Teile und herrsche
Die gesellschaftlichen und politischen Aktivitäten, die in Luxemburg während der Sommerschulferien traditionell heruntergefahren werden und während ganzer zwei Monate auf Sparflamme sind, werden mit dem Herbstbeginn wieder hochgefahren. Zwischendurch drehte die Welt sich weiter, auch wenn das hierzulande nicht immer zur Kenntnis genommen wird, beziehungsweise verdrängt wird.
Ohnehin kann man den Eindruck haben, dass immer mehr Menschen einfach abschalten, um sich nicht weiter mit »schlechten« Nachrichten auseinandersetzen zu müssen.
Das gilt für Ereignisse auf internationaler Ebene wie etwa der Völkermord, den Israel in Gaza betreibt oder der Krieg in der Ukraine, der immer mehr Gelder, Waffen und Menschen verschlingt. Das trifft aber auch auf gesellschaftliche und politische Fragen zu, die sich hierzulande stellen und die auf Antworten warten. Doch wer nicht unmittelbar von einem Problem betroffen ist oder zumindest glaubt, es nicht zu sein, interessiert sich einen feuchten Kehricht für dessen Lösung.
Übersteigerter Individualismus und Rückzug ins Private sind keine neuen Verhaltensweisen, sind inzwischen allerdings aufgrund soziologischer Veränderungen und der verheerenden Auswirkungen der neoliberalen Ellenbogengesellschaft in ausgeprägterer Form unter den schaffenden Menschen zu finden.
Den auf wirtschaftlicher Ebene Herrschenden und den auf politischer Ebene Regierenden, die dafür sorgen, dass ersteren die bestmöglichen Bedingungen für die Ausbeutung der Arbeitskraft gewährt werden, kann das nur recht sein, denn das erleichtert ihnen ihre Aufgabe, immer dann, wenn sie es als erforderlich sehen, jene wirtschaftlichen und sozialen Veränderungen vorzunehmen, die sie wünschen.
Sollten die ideologischen und propagandistischen Mittel nicht ausreichen, um das Desinteresse an wichtigen Fragen ausreichend zu fördern und die Aufmerksamkeit der Schaffenden auf individuelle Befindlichkeiten und Nebenschauplätze zu lenken, bleibt immer noch die bewährte Strategie des »divide et impera« (teile und herrsche).
Aus der Vergangenheit gibt es genug Beispiele für diese Vorgehensweise, die es darauf angelegt hat, die großen Organisationen der Schaffenden entweder auf die Seite des Kapitals und der in seinem Interesse agierenden Regierung zu ziehen, oder, wenn das nicht gelingt, sie auseinanderzudividieren.

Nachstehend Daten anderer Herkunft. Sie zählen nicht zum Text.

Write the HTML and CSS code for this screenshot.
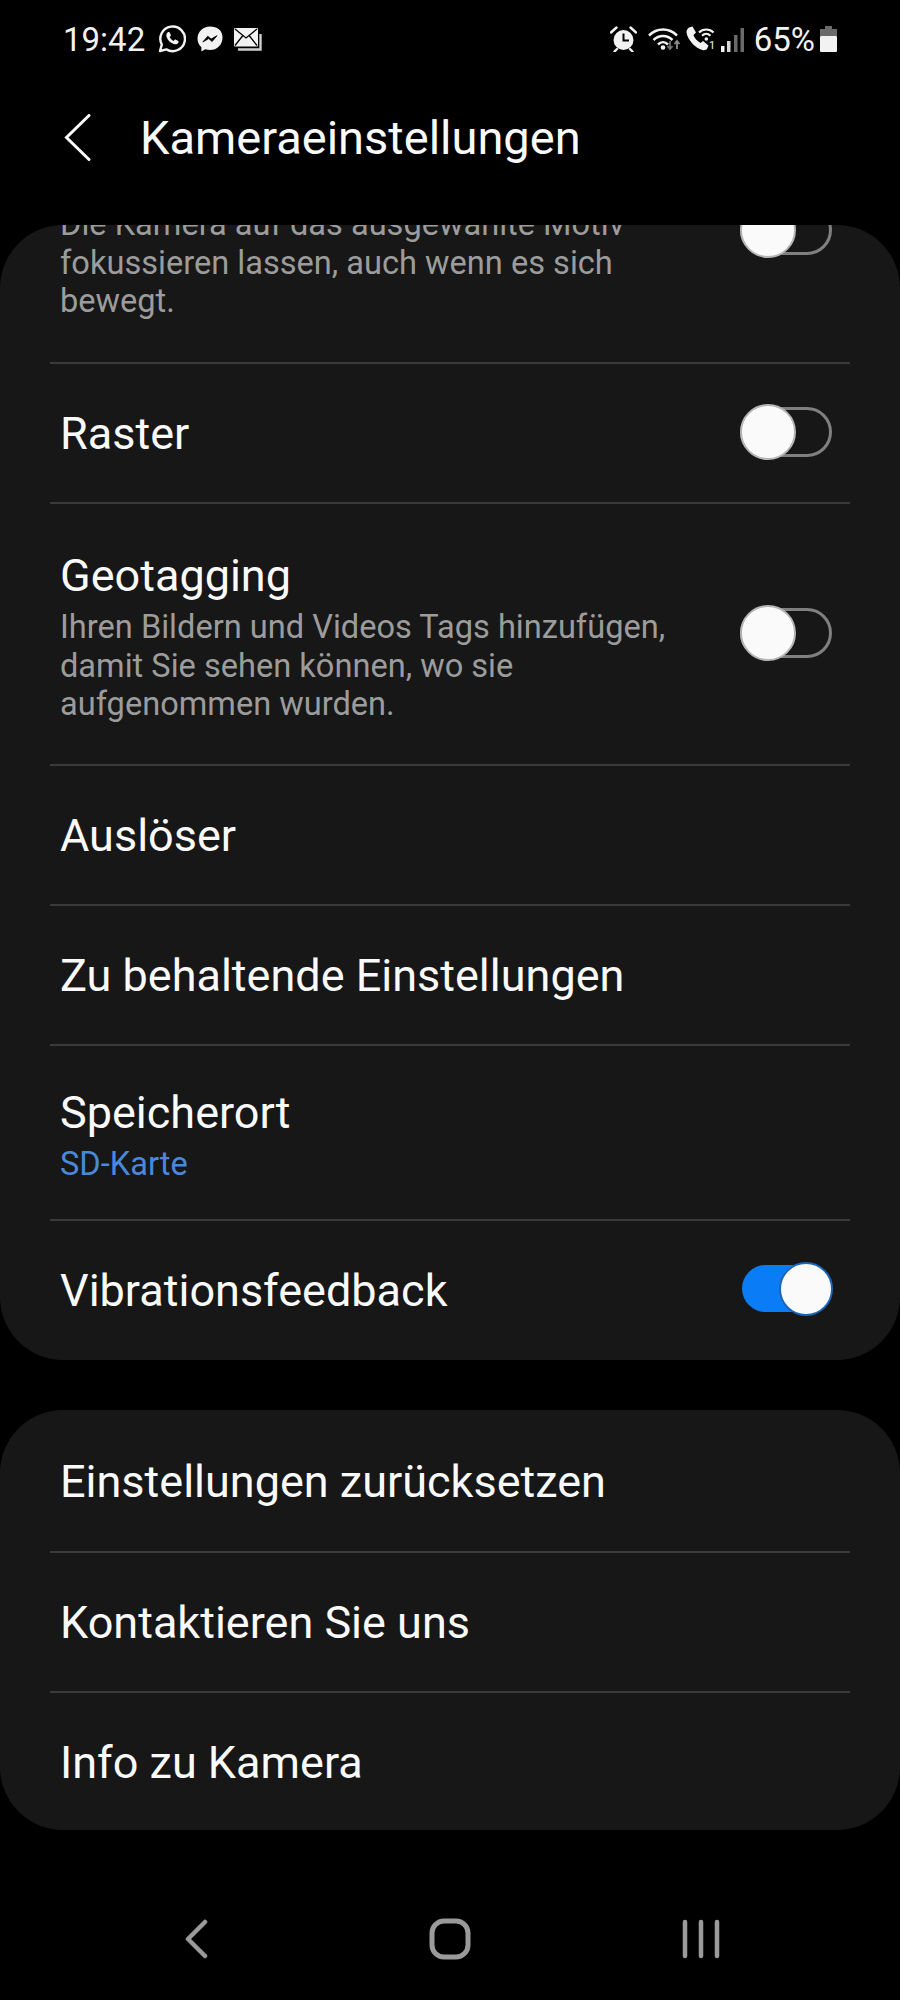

Als die CSV/LSAP-Regierung im Jahr 2012 Verschlechterungen im Rentensystem durchsetzte, achtete sie darauf, dass nur ein Teil der Schaffenden davon betroffen sein würde. Das hatte zur Folge, dass große Teile der Lohnabhängigen und Rentner sich nicht zum Widerstand gegen die Rentenverschlechterungsreform bewegen ließen. Und als das Patronat und die Regierung im Jahr 2022 den Index manipulierten, hatten sie ein leichtes Spiel, da ein Teil der Organisationen der Schaffenden sich dem anschloss, so dass der Schaden für die Schaffenden in Form der Verschiebung einer Indextranche nicht abgewendet werden konnte.
Um Ähnliches in Zukunft zu verhindern, wird es erstens notwendig sein, die Anstrengungen zu verstärken, um das Bewusstsein der Schaffenden weiter zu stärken, was keine leichte Aufgabe ist, und zweitens den Solidaritätsgedanken in und zwischen den Organisationen der Schaffenden an erste Stelle zu setzen. Andernfalls die Schaffenden nicht nur bei der anstehenden Rentenreform zu den Verlierern zählen werden.